Os governistas não querem se pronunciar sobre a votação da LOA. A oposição, apesar de menor, tentará obstruir se recusando a votar. Mas o outro bloco consegue a maioria suficiente para isso. "Não dá para votar o orçamento do jeito que está. Será uma irresponsabilidade. Estaremos legitimando os negócios escusos do governo para o ano que vem", reclama a líder do PT Erika Kokay (PT).
O delator
Durval Barbosa foi secretário de Relações Institucionais do governo Arruda e também participou do governo de Joaquim Roriz. Ele responde a 37 processos. Em troca de abrandar a pena, resolveu colaborar com as investigações da PF por meio de delação premiada. Denunciou em depoimento esquema de propina do GDF para os aliados e entregou farto material gravado em vídeo.

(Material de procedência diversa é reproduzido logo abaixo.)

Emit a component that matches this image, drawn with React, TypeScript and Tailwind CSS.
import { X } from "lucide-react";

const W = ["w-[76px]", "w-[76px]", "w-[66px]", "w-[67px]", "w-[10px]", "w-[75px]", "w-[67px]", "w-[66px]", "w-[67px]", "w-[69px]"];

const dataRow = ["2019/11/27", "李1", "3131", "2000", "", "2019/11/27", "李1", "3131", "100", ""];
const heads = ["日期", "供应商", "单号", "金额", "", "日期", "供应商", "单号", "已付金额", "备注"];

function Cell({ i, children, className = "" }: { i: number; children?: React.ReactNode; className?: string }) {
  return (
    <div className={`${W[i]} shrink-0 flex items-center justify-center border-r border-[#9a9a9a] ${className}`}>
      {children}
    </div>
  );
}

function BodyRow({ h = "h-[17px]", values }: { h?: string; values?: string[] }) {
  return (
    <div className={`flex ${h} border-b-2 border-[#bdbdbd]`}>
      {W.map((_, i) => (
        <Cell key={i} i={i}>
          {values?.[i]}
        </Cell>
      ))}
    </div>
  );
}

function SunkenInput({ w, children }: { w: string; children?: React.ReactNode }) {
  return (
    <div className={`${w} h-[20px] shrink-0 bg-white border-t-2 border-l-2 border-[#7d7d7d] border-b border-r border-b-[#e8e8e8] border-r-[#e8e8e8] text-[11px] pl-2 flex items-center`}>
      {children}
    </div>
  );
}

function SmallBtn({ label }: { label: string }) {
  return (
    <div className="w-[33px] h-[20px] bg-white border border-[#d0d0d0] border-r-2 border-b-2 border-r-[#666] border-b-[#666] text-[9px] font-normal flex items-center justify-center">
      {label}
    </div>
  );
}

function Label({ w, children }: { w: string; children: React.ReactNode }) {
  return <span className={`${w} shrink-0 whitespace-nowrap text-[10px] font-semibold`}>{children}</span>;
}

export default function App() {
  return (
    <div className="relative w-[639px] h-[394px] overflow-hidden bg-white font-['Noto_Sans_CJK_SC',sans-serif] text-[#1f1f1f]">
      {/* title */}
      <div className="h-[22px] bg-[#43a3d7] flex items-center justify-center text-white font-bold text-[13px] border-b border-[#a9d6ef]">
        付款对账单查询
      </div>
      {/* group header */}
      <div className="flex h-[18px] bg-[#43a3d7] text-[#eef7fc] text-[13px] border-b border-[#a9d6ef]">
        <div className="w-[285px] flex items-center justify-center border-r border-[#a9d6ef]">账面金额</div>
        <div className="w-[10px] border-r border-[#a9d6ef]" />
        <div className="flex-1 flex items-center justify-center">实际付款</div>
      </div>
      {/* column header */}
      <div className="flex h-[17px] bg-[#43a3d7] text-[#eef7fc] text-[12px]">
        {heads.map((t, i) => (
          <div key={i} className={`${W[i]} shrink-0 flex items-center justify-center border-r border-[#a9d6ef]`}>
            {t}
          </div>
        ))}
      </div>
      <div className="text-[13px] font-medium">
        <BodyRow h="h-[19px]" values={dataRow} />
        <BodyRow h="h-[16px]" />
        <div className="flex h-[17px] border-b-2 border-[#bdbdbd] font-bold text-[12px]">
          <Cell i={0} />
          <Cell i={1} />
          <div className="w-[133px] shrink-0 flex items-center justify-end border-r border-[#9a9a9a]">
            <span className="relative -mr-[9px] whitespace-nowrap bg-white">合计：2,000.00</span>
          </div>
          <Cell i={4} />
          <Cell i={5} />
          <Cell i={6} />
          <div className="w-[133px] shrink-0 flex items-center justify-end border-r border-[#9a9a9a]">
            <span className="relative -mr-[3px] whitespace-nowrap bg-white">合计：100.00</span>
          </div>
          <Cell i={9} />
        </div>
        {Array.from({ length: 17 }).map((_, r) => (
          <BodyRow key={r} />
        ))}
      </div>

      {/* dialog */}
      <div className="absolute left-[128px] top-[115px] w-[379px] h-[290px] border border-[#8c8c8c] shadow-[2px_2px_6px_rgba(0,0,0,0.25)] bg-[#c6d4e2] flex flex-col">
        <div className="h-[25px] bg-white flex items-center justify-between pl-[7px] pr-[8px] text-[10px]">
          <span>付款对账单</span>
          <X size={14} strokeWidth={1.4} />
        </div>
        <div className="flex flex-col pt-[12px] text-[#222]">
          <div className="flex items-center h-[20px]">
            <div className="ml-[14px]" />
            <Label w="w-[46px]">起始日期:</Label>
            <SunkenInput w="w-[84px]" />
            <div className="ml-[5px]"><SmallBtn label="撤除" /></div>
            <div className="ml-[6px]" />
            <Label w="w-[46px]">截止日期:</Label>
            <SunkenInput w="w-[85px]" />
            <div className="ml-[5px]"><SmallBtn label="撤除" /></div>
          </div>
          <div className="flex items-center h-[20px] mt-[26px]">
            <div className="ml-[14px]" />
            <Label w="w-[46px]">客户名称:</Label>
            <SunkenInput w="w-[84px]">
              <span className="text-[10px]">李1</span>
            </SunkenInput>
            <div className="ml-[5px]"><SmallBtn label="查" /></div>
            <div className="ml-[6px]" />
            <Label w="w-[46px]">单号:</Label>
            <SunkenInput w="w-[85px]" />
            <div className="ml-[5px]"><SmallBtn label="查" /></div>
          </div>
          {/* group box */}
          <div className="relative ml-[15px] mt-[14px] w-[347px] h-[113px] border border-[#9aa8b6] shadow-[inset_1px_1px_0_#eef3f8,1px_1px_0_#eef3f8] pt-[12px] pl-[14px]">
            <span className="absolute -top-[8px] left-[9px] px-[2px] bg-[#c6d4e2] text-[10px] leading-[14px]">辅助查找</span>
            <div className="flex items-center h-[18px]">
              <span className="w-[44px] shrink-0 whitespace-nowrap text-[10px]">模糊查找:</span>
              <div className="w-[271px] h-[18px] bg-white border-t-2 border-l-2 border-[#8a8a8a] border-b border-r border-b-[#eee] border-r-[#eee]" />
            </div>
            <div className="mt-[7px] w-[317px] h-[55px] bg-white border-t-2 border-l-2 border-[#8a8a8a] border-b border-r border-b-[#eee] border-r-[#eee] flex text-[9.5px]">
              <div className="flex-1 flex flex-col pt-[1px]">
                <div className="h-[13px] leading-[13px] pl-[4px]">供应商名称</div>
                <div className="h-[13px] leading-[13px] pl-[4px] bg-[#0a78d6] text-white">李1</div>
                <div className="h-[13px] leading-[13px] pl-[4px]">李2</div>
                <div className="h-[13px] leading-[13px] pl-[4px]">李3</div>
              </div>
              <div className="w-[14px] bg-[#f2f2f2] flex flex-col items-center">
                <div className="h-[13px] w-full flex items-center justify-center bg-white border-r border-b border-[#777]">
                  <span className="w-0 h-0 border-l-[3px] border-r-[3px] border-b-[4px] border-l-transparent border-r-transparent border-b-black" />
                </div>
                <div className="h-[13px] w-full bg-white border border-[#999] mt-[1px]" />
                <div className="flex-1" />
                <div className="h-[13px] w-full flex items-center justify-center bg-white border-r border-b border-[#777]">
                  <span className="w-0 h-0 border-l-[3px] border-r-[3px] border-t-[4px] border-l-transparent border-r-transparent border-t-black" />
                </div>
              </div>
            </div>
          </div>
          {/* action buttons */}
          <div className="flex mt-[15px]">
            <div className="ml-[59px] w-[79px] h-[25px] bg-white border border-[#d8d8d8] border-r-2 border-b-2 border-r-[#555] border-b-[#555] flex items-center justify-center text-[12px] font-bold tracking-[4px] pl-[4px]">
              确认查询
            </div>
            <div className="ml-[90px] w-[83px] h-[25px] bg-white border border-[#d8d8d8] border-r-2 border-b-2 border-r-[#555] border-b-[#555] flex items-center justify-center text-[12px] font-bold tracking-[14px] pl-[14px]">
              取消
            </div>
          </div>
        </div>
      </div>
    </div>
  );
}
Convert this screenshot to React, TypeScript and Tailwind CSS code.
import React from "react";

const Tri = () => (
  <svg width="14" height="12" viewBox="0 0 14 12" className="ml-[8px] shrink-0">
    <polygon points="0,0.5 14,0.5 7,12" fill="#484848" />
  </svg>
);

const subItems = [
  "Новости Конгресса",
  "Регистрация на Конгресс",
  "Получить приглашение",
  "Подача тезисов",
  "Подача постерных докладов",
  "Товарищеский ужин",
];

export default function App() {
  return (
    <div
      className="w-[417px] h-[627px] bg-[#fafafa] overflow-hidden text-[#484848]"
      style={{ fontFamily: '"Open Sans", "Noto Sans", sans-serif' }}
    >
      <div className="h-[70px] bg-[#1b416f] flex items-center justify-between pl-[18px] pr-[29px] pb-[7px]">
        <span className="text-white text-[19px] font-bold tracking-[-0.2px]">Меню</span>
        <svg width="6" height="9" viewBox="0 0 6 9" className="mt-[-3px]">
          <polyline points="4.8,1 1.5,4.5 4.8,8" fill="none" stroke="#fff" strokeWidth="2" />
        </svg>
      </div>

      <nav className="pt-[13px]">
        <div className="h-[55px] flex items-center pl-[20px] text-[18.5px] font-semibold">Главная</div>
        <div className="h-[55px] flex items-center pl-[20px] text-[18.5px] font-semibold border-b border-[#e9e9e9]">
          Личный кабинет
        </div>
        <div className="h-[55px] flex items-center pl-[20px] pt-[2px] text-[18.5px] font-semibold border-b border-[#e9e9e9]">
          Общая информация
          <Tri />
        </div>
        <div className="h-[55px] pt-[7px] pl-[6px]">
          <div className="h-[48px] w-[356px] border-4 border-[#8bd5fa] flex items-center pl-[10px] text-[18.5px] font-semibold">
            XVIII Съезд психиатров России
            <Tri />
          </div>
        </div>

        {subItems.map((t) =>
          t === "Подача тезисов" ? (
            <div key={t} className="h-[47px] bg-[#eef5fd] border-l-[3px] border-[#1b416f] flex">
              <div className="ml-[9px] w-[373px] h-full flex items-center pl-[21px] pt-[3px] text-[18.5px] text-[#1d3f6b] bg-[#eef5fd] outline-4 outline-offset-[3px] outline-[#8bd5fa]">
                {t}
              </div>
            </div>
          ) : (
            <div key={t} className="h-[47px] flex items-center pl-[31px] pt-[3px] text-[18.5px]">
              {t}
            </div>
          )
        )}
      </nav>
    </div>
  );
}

» Operação "passa a régua"
A estratégia de fuga dos deputados distritais da pressão por investigações:
Convencer Leonardo Prudente (DEM) a renunciar à presidência da Câmara Legislativa o mais rapidamente possível. O que abre caminho para nova eleição da Mesa-Diretora, retirando a oposição do comando da casa. Cabo Patrício do PT seria substituído por um governista.
A eleição tem de ocorrer no prazo máximo de sete dias. O nome dos arrudistas para a presidência é Raimundo Ribeiro (PSDB). E para corregedor, Wilson Lima (PR).
Com um governista no controle, coloca-se imediatamente em votação a Lei Orçamentária Anual (LOA) de 2010. O relator da LOA é um aliado, deputado Cristiano Araújo (PTB). O PT queria postergar para fevereiro e, assim, não interromper os trabalhos na Casa. Mas, com a aprovação do orçamento, os deputados encerram o ano legislativo e entram em recesso.
Dessa forma, não haverá tempo hábil, de acordo com os trâmites legislativos, de instalar a CPI nem de dar início aos processos por quebra de decoro parlamentar contra os oito deputados citados no inquérito que deflagrou a Operação Caixa de Pandora.
Assim, todos entram em férias e só voltam em fevereiro.